- _Record excerpts_:
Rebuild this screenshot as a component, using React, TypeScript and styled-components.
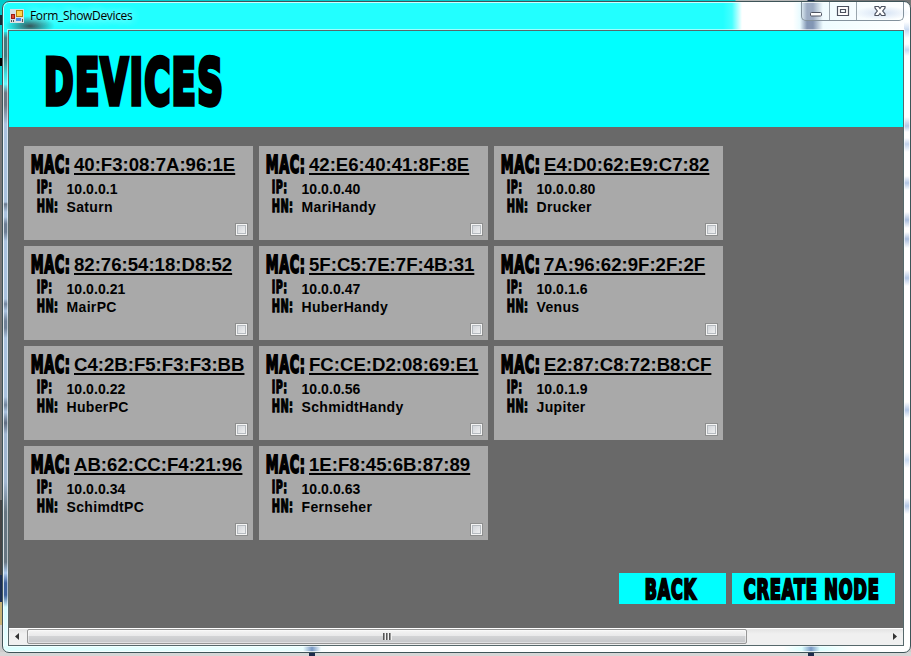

---

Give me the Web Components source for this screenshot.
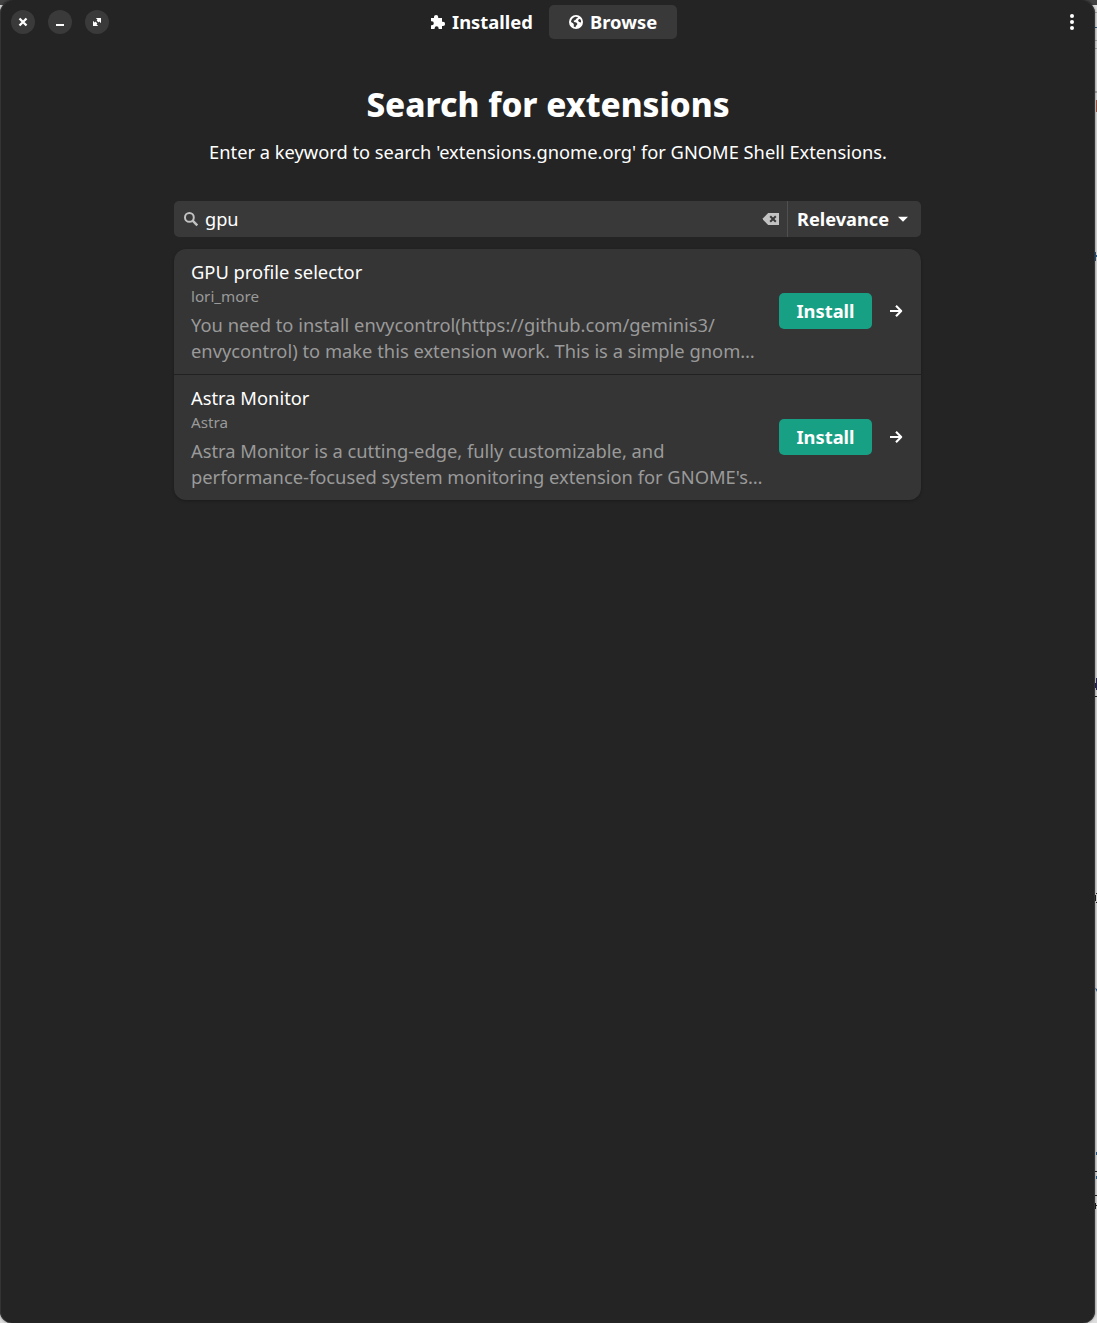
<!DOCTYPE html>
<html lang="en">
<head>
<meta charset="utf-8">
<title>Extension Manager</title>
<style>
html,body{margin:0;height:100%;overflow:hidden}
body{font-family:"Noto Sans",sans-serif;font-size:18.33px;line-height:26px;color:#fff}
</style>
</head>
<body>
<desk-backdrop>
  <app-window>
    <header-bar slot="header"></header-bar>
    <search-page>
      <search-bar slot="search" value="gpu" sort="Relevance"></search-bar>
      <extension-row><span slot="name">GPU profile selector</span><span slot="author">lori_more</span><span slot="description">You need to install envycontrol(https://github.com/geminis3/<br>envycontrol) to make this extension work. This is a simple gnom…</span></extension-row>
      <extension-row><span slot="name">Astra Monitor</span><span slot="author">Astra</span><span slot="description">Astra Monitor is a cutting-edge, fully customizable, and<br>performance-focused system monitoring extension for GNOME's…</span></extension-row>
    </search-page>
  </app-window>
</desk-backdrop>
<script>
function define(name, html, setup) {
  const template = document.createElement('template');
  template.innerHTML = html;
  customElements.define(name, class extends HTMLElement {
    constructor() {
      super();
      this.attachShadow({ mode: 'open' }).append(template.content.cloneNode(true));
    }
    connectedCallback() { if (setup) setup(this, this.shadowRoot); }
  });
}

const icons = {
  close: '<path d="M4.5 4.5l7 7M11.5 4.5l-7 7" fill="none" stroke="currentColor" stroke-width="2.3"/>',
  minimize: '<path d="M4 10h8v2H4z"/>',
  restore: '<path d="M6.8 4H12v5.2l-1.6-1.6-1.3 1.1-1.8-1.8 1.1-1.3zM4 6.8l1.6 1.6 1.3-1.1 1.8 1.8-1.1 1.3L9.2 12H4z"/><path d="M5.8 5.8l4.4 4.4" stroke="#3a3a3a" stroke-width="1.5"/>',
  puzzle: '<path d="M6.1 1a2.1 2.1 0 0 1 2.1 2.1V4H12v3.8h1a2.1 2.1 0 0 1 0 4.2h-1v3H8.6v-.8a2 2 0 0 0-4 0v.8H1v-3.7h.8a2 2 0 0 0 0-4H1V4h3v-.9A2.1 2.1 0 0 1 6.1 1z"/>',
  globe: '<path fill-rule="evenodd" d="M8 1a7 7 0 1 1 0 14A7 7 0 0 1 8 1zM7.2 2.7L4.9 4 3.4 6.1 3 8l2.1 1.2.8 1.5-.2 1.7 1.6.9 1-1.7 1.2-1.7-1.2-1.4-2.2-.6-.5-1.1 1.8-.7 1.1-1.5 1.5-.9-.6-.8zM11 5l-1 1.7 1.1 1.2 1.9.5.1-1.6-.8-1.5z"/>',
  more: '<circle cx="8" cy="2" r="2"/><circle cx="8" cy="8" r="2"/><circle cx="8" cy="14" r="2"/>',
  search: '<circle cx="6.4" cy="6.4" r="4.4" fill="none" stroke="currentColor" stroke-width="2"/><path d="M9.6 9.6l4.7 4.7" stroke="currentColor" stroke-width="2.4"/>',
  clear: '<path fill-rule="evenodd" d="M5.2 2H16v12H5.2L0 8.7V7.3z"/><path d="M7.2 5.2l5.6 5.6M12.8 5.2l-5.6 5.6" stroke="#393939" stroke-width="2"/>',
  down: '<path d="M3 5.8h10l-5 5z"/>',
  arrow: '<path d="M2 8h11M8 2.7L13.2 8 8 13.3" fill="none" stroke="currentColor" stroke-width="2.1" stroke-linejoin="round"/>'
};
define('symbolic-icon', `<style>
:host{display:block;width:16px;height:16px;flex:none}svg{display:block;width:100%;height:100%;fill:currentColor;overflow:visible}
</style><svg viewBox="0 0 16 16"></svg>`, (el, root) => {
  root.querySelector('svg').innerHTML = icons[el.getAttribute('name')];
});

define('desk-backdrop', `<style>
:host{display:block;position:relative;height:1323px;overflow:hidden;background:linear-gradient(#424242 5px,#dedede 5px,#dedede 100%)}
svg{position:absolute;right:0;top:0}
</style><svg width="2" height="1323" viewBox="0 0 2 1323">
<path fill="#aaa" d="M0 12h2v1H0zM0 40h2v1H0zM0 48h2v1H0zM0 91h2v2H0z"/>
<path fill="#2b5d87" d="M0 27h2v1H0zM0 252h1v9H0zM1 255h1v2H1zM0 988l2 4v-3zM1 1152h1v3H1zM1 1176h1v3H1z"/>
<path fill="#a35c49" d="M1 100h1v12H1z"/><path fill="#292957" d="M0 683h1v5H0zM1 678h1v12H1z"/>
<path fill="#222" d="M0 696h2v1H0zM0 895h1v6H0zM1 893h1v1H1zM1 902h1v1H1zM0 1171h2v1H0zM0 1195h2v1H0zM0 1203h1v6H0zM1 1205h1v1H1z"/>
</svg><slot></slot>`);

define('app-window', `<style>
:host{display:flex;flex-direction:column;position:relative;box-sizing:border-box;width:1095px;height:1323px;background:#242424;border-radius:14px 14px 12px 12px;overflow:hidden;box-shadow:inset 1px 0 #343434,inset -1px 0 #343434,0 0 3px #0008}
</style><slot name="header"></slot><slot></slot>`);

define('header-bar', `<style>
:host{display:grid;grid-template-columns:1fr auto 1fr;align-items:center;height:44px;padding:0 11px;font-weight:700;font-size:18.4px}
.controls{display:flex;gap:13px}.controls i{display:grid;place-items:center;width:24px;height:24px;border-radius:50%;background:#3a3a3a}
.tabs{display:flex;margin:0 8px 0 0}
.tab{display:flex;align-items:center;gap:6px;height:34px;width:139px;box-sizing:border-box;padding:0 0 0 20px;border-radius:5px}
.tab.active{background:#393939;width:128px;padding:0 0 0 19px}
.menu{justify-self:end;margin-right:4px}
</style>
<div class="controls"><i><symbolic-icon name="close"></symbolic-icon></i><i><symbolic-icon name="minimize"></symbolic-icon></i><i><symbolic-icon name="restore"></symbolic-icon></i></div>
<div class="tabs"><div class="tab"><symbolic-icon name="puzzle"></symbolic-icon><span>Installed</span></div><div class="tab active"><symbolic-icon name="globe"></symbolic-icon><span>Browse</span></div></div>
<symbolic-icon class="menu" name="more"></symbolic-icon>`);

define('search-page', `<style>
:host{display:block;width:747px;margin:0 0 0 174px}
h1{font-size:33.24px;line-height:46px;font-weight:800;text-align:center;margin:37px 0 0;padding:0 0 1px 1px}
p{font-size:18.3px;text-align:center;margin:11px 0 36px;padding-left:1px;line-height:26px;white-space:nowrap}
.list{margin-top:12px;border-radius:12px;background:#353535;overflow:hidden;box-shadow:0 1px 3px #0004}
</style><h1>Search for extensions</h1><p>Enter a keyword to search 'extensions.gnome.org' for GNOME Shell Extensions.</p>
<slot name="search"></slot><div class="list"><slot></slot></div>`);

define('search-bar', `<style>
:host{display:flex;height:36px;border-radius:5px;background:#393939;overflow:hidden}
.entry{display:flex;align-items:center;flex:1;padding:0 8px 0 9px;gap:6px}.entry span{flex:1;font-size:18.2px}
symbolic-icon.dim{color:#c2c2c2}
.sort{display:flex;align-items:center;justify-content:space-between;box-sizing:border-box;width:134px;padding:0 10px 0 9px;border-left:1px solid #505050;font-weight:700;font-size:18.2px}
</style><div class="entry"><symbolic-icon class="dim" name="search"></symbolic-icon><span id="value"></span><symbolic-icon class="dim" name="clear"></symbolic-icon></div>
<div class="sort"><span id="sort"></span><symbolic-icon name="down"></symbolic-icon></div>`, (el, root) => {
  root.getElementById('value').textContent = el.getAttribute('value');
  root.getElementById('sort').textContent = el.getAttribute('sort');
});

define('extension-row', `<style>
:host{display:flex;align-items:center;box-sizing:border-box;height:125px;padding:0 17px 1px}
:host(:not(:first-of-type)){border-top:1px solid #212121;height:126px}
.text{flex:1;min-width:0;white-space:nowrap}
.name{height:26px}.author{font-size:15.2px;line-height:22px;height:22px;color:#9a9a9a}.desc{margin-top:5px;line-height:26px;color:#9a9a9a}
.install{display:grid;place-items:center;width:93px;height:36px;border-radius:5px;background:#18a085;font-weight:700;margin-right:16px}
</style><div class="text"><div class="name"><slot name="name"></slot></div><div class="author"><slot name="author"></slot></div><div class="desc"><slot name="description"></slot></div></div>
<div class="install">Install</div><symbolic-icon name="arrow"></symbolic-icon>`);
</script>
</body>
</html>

- _What is required_:
Which lines contain the word "screenshot"? Copy each one.

- _Response to the exercise_:
Rebuild this screenshot as a component, using React, TypeScript and styled-components.
Give me the Web Components source for this screenshot.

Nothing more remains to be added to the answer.